### REQUEST
Check each line of the listing below for the string "components", and copy the ones that have it.
-- begin --
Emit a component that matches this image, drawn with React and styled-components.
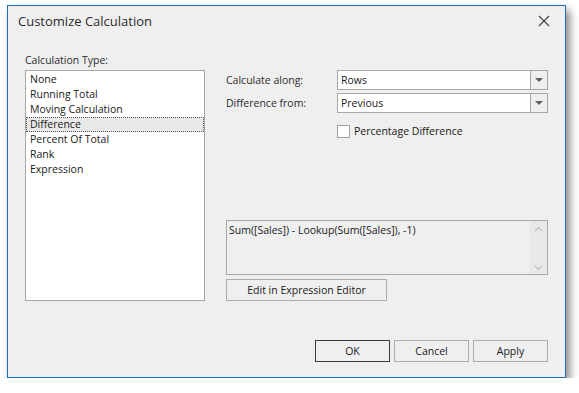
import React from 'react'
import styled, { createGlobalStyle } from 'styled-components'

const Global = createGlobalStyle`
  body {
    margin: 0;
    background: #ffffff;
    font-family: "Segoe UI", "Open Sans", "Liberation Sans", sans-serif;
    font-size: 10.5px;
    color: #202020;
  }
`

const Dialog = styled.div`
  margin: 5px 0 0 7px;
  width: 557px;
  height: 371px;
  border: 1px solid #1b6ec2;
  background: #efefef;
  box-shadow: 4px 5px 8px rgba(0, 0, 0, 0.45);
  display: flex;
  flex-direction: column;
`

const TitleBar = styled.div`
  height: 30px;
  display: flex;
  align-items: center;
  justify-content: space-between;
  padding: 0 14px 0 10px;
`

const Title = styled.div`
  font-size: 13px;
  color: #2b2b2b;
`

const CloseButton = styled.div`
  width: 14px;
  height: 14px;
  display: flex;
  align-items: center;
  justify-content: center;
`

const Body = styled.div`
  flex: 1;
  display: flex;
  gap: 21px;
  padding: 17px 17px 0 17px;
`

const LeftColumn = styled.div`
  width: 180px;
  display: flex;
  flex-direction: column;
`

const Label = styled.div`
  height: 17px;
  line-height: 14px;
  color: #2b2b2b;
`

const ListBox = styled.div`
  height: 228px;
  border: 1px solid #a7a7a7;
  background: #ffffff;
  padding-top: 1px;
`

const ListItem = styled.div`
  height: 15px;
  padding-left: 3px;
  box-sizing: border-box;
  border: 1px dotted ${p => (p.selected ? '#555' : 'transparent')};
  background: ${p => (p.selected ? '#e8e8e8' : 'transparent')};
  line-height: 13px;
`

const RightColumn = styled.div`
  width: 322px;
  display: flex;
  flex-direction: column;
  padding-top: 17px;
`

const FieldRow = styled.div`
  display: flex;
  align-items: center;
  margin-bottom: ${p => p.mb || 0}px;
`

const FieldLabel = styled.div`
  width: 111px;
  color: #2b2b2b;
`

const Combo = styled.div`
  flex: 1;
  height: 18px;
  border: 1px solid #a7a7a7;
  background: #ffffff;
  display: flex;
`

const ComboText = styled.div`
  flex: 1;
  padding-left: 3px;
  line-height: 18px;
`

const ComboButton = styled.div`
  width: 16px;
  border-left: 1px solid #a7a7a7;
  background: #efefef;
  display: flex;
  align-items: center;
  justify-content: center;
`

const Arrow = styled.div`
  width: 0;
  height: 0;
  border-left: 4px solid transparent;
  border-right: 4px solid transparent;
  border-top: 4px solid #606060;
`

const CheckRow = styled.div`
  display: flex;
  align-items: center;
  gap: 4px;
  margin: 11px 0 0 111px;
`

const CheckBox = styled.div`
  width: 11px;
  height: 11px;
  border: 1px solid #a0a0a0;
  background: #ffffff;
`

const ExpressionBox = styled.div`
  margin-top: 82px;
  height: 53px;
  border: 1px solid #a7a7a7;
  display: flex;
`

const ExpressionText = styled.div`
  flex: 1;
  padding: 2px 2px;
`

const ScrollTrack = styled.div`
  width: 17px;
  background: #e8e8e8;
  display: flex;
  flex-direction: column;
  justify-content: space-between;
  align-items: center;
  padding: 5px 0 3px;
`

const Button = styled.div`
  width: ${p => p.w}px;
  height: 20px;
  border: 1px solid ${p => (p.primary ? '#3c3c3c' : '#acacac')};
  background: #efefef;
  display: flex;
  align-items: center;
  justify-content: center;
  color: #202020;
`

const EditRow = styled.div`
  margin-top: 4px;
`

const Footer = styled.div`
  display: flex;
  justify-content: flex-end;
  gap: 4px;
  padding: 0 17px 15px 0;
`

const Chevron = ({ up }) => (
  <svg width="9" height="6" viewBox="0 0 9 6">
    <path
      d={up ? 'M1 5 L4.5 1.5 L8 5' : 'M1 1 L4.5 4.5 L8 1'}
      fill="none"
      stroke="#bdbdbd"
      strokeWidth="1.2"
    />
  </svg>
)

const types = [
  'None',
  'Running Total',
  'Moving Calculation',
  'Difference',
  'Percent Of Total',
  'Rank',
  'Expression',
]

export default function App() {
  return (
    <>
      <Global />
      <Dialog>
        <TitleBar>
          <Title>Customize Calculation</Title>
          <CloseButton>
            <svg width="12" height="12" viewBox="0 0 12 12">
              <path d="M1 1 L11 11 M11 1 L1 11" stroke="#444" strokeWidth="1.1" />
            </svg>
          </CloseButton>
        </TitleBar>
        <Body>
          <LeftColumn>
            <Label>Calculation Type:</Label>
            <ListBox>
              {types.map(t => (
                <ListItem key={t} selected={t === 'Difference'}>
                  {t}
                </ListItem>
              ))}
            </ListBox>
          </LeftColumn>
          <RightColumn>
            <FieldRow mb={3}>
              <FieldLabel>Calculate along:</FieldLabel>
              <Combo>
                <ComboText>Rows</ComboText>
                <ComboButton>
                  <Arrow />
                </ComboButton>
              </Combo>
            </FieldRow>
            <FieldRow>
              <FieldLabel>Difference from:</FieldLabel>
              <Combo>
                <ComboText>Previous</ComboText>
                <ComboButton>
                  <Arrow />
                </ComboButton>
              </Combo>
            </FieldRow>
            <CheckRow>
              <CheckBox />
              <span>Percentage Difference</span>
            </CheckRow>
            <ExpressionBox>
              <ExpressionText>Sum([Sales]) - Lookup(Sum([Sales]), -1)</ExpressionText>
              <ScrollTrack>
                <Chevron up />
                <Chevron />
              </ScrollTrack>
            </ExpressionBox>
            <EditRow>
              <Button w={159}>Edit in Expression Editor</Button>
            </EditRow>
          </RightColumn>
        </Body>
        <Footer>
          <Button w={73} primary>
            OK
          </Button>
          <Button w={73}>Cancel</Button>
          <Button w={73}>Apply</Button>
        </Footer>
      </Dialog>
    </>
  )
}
-- end --
### WRITTEN RESPONSE
Emit a component that matches this image, drawn with React and styled-components.
import styled, { createGlobalStyle } from 'styled-components'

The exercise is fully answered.